Scowling, Zoey glanced at the vials, but she straightened up and turned around to see them both properly. “What are these?”
“The most recent batch of the poison that was in the main lab,” he said. “It’s possible that’s what was put into the guards.”
She lifted a vial between her fingers and stared at it, turning it back and forth. “If this is tainted, I’ll know.”
“I only want to help,” he said. He looked at Jenny again, and she gave him a nod. She hadn’t known he’d pocketed the vials. He hadn’t said a word. Oliver took her nod as an excuse to leave, backing out of the room quickly, but without turning his back on them.
“So no headway?” Jenny asked.
Zoey’s attention moved from the vials to her. “Does it look like I’ve made headway?”
“Honestly, I’m not sure I’d recognize what that would look like.”
Zoey snorted. “No, I haven’t.”
“I hope those help. There’s also Blume’s laptop. Sara is working her magic on it right now.”
Putting her back to Jenny, Zoey grabbed a couple latex gloves and pulled them on, before setting about c
reating new, smaller vials from the first one Oliver had left. “Tell her to give me a heads-up when she gets into it.”

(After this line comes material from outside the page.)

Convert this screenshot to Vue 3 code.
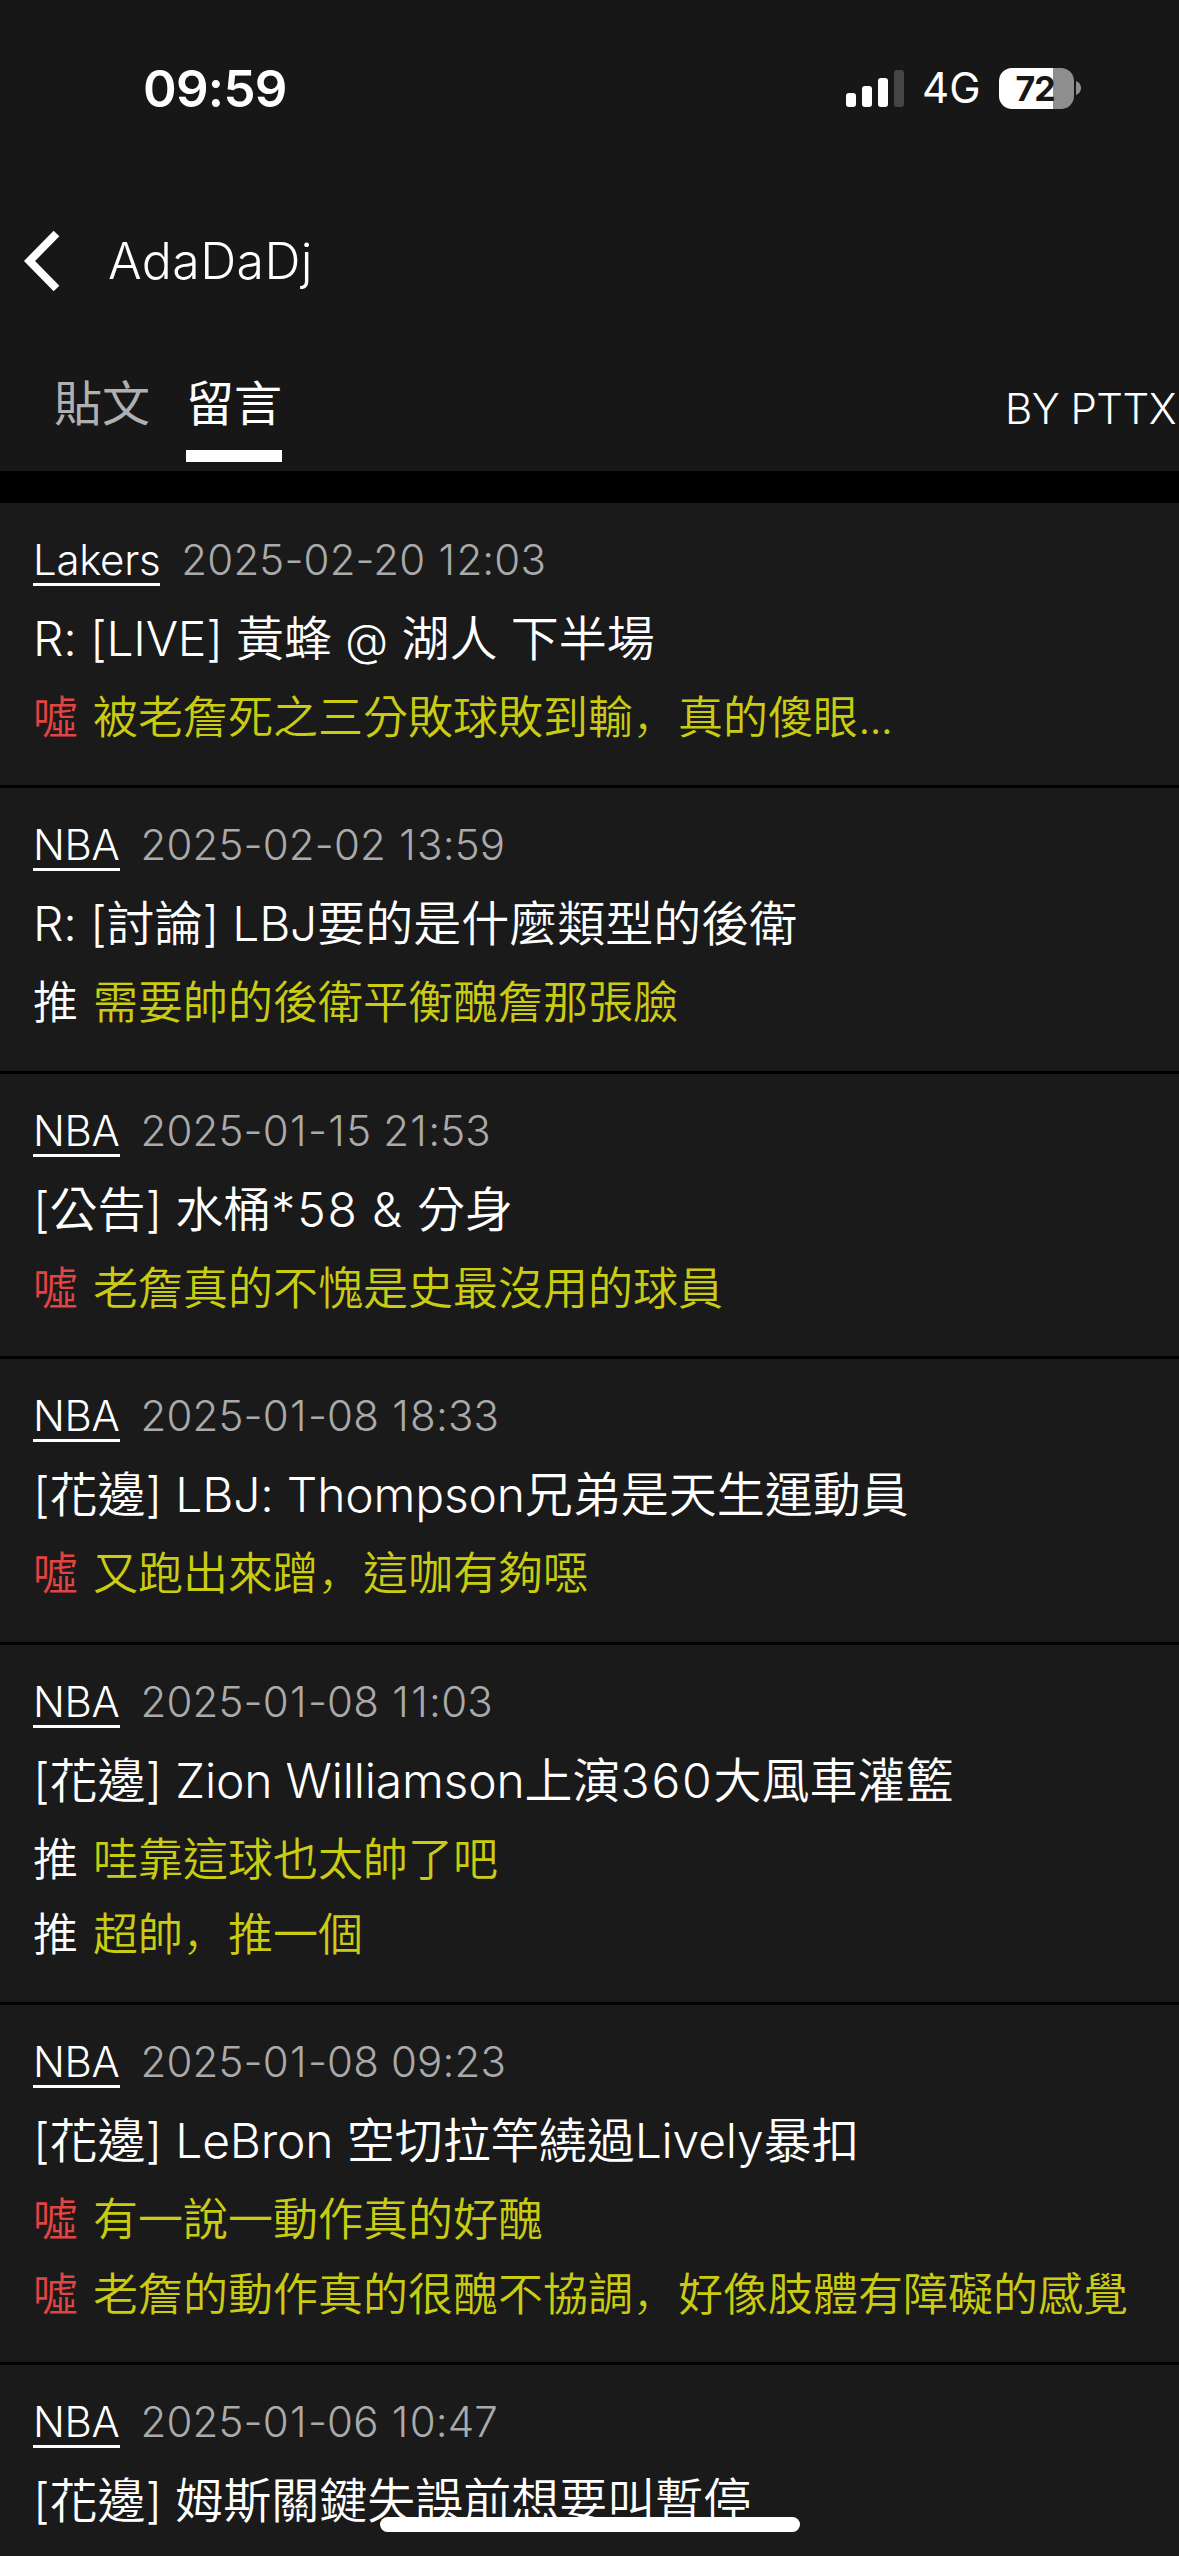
<script setup>
const items = [
  { board: 'Lakers', time: '2025-02-20 12:03', title: 'R: [LIVE] 黃蜂 @ 湖人 下半場', comments: [{ tag: '噓', text: '被老詹死之三分敗球敗到輸，真的傻眼...' }] },
  { board: 'NBA', time: '2025-02-02 13:59', title: 'R: [討論] LBJ要的是什麼類型的後衛', comments: [{ tag: '推', text: '需要帥的後衛平衡醜詹那張臉' }] },
  { board: 'NBA', time: '2025-01-15 21:53', title: '[公告] 水桶*58 & 分身', comments: [{ tag: '噓', text: '老詹真的不愧是史最沒用的球員' }] },
  { board: 'NBA', time: '2025-01-08 18:33', title: '[花邊] LBJ: Thompson兄弟是天生運動員', comments: [{ tag: '噓', text: '又跑出來蹭，這咖有夠噁' }] },
  { board: 'NBA', time: '2025-01-08 11:03', title: '[花邊] Zion Williamson上演360大風車灌籃', comments: [{ tag: '推', text: '哇靠這球也太帥了吧' }, { tag: '推', text: '超帥，推一個' }] },
  { board: 'NBA', time: '2025-01-08 09:23', title: '[花邊] LeBron 空切拉竿繞過Lively暴扣', comments: [{ tag: '噓', text: '有一說一動作真的好醜' }, { tag: '噓', text: '老詹的動作真的很醜不協調，好像肢體有障礙的感覺' }] },
  { board: 'NBA', time: '2025-01-06 10:47', title: '[花邊] 姆斯關鍵失誤前想要叫暫停', comments: [] },
]

// Splits a string into script runs so each one gets its own weight and tracking.
const kinds = [
  [/^[0-9*&]/, 'num'],
  [/^@/, 'at'],
  [/^\./, 'dots'],
  [/^，/, 'comma'],
  [/^[\x20-\x7e]/, 'latin'],
]
function runs(text) {
  const out = []
  for (const ch of text) {
    const hit = kinds.find(([re]) => re.test(ch))
    const kind = hit ? hit[1] : 'cjk'
    const last = out[out.length - 1]
    if (last && last.kind === kind) last.text += ch
    else out.push({ kind, text: ch })
  }
  return out
}
</script>

<template>
  <div class="screen">
    <header class="header">
      <div class="status">
        <span class="clock">09:59</span>
        <div class="indicators">
          <svg class="signal" width="58" height="37" viewBox="0 0 58 37">
            <rect x="0" y="23" width="10" height="14" rx="3" fill="#fff" />
            <rect x="16" y="16" width="10" height="21" rx="3" fill="#fff" />
            <rect x="32" y="8" width="10" height="29" rx="3" fill="#fff" />
            <rect x="48" y="0" width="10" height="37" rx="3" fill="#454545" />
          </svg>
          <span class="network">4G</span>
          <div class="battery"><span>72</span></div>
          <svg class="nub" width="5" height="14" viewBox="0 0 5 14"><path d="M0 0Q5 2 5 7T0 14Z" fill="#8e8e8e" /></svg>
        </div>
      </div>
      <div class="titlebar">
        <svg class="back" width="38" height="62" viewBox="0 0 38 62"><path d="M32.500 3.500L5.500 31L32.500 58.500" fill="none" stroke="#fff" stroke-width="8" /></svg>
        <span class="name">AdaDaDj</span>
      </div>
      <nav class="tabs">
        <span class="tab">貼文</span>
        <span class="tab active">留言</span>
        <span class="by">BY PTTX</span>
      </nav>
    </header>
    <main class="list">
      <article v-for="(item, i) in items" :key="i" class="item">
        <div class="meta">
          <span class="board">{{ item.board }}</span>
          <span class="time"><span v-for="(d, k) in item.time" :key="k" :class="{ one: d === '1' }">{{ d }}</span></span>
        </div>
        <div class="title"><span v-for="(r, k) in runs(item.title)" :key="k" :class="r.kind">{{ r.text }}</span></div>
        <div v-for="(c, j) in item.comments" :key="j" class="comment">
          <span class="tag" :class="{ boo: c.tag === '噓' }">{{ c.tag }}</span>
          <span class="text"><span v-for="(r, k) in runs(c.text)" :key="k" :class="r.kind">{{ r.text }}</span></span>
        </div>
      </article>
    </main>
    <div class="home"></div>
  </div>
</template>

<style>
body {
  background: #1a1a1a;
}
</style>

<style scoped>
.screen {
  position: relative;
  width: 1179px;
  height: 2556px;
  overflow: hidden;
  background: #000;
  color: #fff;
  font-family: Inter, "Noto Sans CJK TC", sans-serif;
  font-weight: 300;
  white-space: pre;
}
.header {
  box-sizing: border-box;
  height: 471px;
  background: #171717;
}
.status {
  display: flex;
  justify-content: space-between;
  height: 176px;
  padding: 0 98px 0 143px;
}
.clock {
  font-size: 51px;
  font-weight: 600;
  line-height: 177px;
  letter-spacing: -0.7px;
}
.indicators {
  display: flex;
  align-items: center;
}
.signal {
  margin-right: 18px;
}
.network {
  width: 77px;
  font-size: 42px;
  font-weight: 400;
  line-height: 178px;
}
.battery {
  width: 75px;
  height: 41px;
  border-radius: 13px;
  background: linear-gradient(90deg, #fff 54px, #8e8e8e 54px);
  color: #171717;
  font-size: 34px;
  font-weight: 700;
  line-height: 41px;
  text-align: center;
  letter-spacing: -1px;
  text-indent: -3px;
}
.nub {
  margin-left: 2px;
}
.titlebar {
  display: flex;
  align-items: center;
  height: 170px;
}
.back {
  margin-left: 24px;
}
.name {
  margin-left: 46px;
  font-size: 50px;
  letter-spacing: 0.4px;
}
.tabs {
  display: flex;
  height: 116px;
  padding-left: 54px;
}
.tab {
  width: 96px;
  margin-right: 36px;
  box-sizing: border-box;
  font-size: 48px;
  line-height: 115px;
  font-weight: 400;
  color: #b0b0b0;
}
.active {
  color: #fff;
  border-bottom: 12px solid #fff;
}
.by {
  margin-left: auto;
  margin-right: 3px;
  font-size: 42px;
  line-height: 125px;
  letter-spacing: -0.5px;
}
.list {
  margin-top: 32px;
}
.item {
  padding: 24px 33px 30.4px;
  border-bottom: 3px solid #000;
  background: #1a1a1a;
}
.meta {
  display: flex;
  align-items: flex-start;
  height: 66px;
  font-size: 42px;
  line-height: 66px;
}
.board {
  height: 56px;
  border-bottom: 3px solid #fff;
  letter-spacing: -0.3px;
}
.time {
  margin-left: 21px;
  color: #aaa;
  letter-spacing: 0.15px;
}
.one {
  padding: 0 1.2px;
}
.title {
  height: 87px;
  font-size: 48px;
  line-height: 91px;
}
.latin {
  letter-spacing: -0.2px;
}
.num {
  letter-spacing: 1.8px;
}
.at {
  font-size: 44px;
  line-height: 1;
}
.cjk,
.tag {
  font-weight: 350;
}
.comment {
  display: flex;
  height: 75px;
  font-size: 45px;
  line-height: 75px;
}
.tag {
  margin-right: 15px;
}
.boo {
  color: #e24343;
}
.text {
  color: #c9cc12;
}
.dots {
  letter-spacing: -1.5px;
}
.comma {
  font-family: "Noto Sans CJK SC", sans-serif;
  line-height: 1;
}
.home {
  position: absolute;
  left: 380px;
  top: 2517px;
  width: 420px;
  height: 15px;
  border-radius: 8px;
  background: #fff;
}
</style>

“Are you okay? About Jorge, I mean.”
“That’s a stupid question.”
Jenny had expected Zoey to rant and rail. So her quiet, nonchalant response was a surprise. “I guess it is.”
“After she breaks into the laptop, get Sara on trying to find Helen.”
Helen.
In the evening’s chaos and the wake of Jorge’s death, Jenny had forgotten about Helen. She kept doing that.
“I will,” she said. “I’m not sure what she can do, though.”
“She’s magic with computers. I’m sure she can do something.”
Jenny nodded, thinking Zoey was probably right, though surprised she’d compliment anyone. After a moment, Jenny asked, “Why do you have this? I mean, who turns their bedroom into a lab?”
“Obviously, I do.”
“Yes. But why?” It seemed weirdly convenient that Zoey happened to have a full lab in her apartment.
“It’s not your business, is it?”
And Jenny supposed it wasn’t. As she turned to leave, though, Zoey spoke again.
“I’m a grad student in bio-chem.”
Jenny paused and half-turned. “Do all bio-chem grad students build their own labs?”
Zoey shrugged. “No idea. Now let me work.”
Jenny did as she was asked and went back into the apartment proper. Sara sat hunched over at the kitchen island with both her laptop and Blume’s in front of her. A small black box with wires running to both machines, like an umbilical cord.
Mecca stood next to Sara, observing, with Will beside her. Oliver sat in the recliner in the corner of the living room.
Avoiding going anywhere near the sofa bed, Jenny headed to the kitchen. “Mec, can I talk to you for a second?”
“Sure.”
Leading her into the bathroom, Jenny took a deep breath and put her thoughts together. After closing the door, she said, “I wanted to thank you for saving Oliver. I’m sure he would have died if you hadn’t helped him.”
Mecca shifted from foot to foot, distinctly uncomfortable. “No problem.”
“How did you do it?” This is what Jenny had been wanting to know since it happened. How had she done it? Why hadn’t she tried to do it with Jorge? Was it because he was Visci?